In answer to the first challenge, Chris knows that he is building a useful product and that there are a lot of people out there who are like he was at Hansen – who need the product and who will pay. But, he has to figure out who they are and how to reach them. Not a small task.
His answer to the second is proving elusive. The product has recently launched; he is gaining users. From their feedback he is learning about desired features and functionality. Right now, the ease of use, the user interface, and the product itself are the differentiators. But Chris doesn’t know if those will be strong enough.
Success. Chris is intent on keeping operational overhead very low. He believes that the market for his product is very big. His strategy is to achieve a toe hold which will buy some time to work on further differentiators. Chris has two objectives for himself and his startup:
- He wants to build a great product with iconic design that people love to use. For Chris, that will be self-affirmation and personal success.

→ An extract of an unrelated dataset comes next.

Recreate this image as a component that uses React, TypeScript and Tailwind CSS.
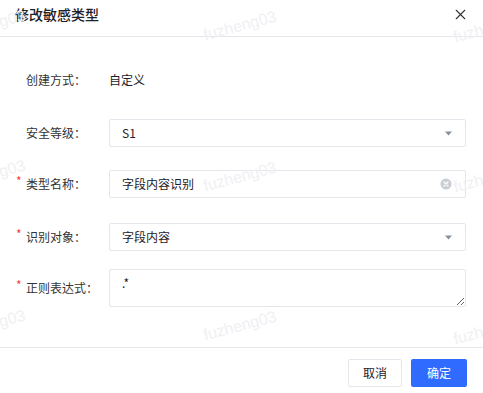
import { X } from 'lucide-react';

const FONT = '"Noto Sans CJK SC", "Noto Sans", "Liberation Sans", sans-serif';

const watermarks = [
  { x: -11, y: 25 },
  { x: 240, y: 26 },
  { x: 490, y: 28 },
  { x: -11, y: 175 },
  { x: 240, y: 177 },
  { x: 490, y: 178 },
  { x: -11, y: 325 },
  { x: 240, y: 326 },
  { x: 490, y: 330 },
];

function Watermarks() {
  return (
    <div className="pointer-events-none absolute inset-0 overflow-hidden">
      {watermarks.map((w, i) => (
        <div
          key={i}
          className="absolute w-[90px] text-center text-[16px] leading-[20px] text-[#f0f0f3] -rotate-[15deg]"
          style={{ left: w.x - 45, top: w.y - 10, fontFamily: '"Liberation Sans", Arial, sans-serif' }}
        >
          fuzheng03
        </div>
      ))}
    </div>
  );
}

function Label({ text, required }: { text: string; required?: boolean }) {
  return (
    <div className="flex w-[93px] shrink-0 items-center">
      <span className="w-[10px] self-start pt-[1px] text-[12px] leading-[10px] text-[#f53f3f]">{required ? '*' : ''}</span>
      <span className="text-[12px] text-[#333]">{text}</span>
    </div>
  );
}

function Caret() {
  return (
    <svg width="7" height="5" viewBox="0 0 7 5" className="shrink-0">
      <polygon points="0,0.5 7,0.5 3.5,4.5" fill="#86909c" />
    </svg>
  );
}

function ClearIcon() {
  return (
    <svg width="12" height="12" viewBox="0 0 12 12" className="shrink-0">
      <circle cx="6" cy="6" r="5.5" fill="#c9cdd4" />
      <path d="M4 4 L8 8 M8 4 L4 8" stroke="#fff" strokeWidth="1.3" strokeLinecap="round" />
    </svg>
  );
}

function Field({ value, right }: { value: string; right: React.ReactNode }) {
  return (
    <div className="flex h-[28px] flex-1 items-center justify-between rounded-[2px] border border-[#e5e6eb] bg-white pl-[12px] pr-[13px]">
      <span className="text-[12px] text-[#1d2129]">{value}</span>
      {right}
    </div>
  );
}

export default function App() {
  return (
    <div className="relative flex h-[393px] w-[483px] flex-col bg-white" style={{ fontFamily: FONT }}>
      <div className="flex h-[37px] shrink-0 items-center justify-between border-b border-[#e5e6eb] pl-[15px] pr-[14px] pb-[8px]">
        <span className="text-[14px] font-medium text-[#1d2129]">修改敏感类型</span>
        <X className="h-[17px] w-[17px] text-[#333]" strokeWidth={1.6} />
      </div>

      <div className="flex flex-1 flex-col pl-[16px] pr-[17px] pt-[29px]">
        <div className="flex h-[28px] items-center">
          <Label text="创建方式：" />
          <span className="text-[12px] text-[#1d2129]">自定义</span>
        </div>
        <div className="mt-[25px] flex items-center">
          <Label text="安全等级：" />
          <Field value="S1" right={<Caret />} />
        </div>
        <div className="mt-[23px] flex items-center">
          <Label text="类型名称：" required />
          <Field value="字段内容识别" right={<ClearIcon />} />
        </div>
        <div className="mt-[25px] flex items-center">
          <Label text="识别对象：" required />
          <Field value="字段内容" right={<Caret />} />
        </div>
        <div className="mt-[18px] flex items-center">
          <Label text="正则表达式：" required />
          <textarea
            defaultValue=".*"
            className="h-[38px] flex-1 rounded-[2px] border border-[#e5e6eb] px-[12px] py-[4px] text-[12px] leading-[18px] text-[#1d2129] outline-none"
          />
        </div>
      </div>

      <div className="flex h-[46px] shrink-0 items-start justify-end gap-[9px] border-t border-[#e5e6eb] pr-[16px] pt-[11px]">
        <button className="h-[28px] w-[54px] rounded-[2px] border border-[#e5e6eb] bg-white text-[12px] text-[#1d2129]">取消</button>
        <button className="h-[28px] w-[56px] rounded-[2px] bg-[#2f6bff] text-[12px] text-white">确定</button>
      </div>

      <Watermarks />
    </div>
  );
}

- He also hopes that Gantto will make enough money to build a great team any keep the investors happy. There is nothing else he would rather be doing
Take aways. Chris believes there is no right age to start a company; “it’s the right attitude that is important.” And what is the right attitude? “It’s the desire to create something new and the ability to persevere,” Chris states emphatically.
Chris admits that he is not an expert in entrepreneurism. But for him, perseverance is the most important so far.
He thinks that passion and perseverance are related: “Passion is one of the things that keeps you going when things get really difficult.” He urges young entrepreneurs to, “Study Texas hold ‘em A lot of entrepreneurship is playing the odds, like counting cards. Always be looking for bets with the best odds. You will lose some bets, but not necessarily because you did things wrong; over the long term you will come out ahead.”
I think Chris is not doing things wrong at all. Go Gantto!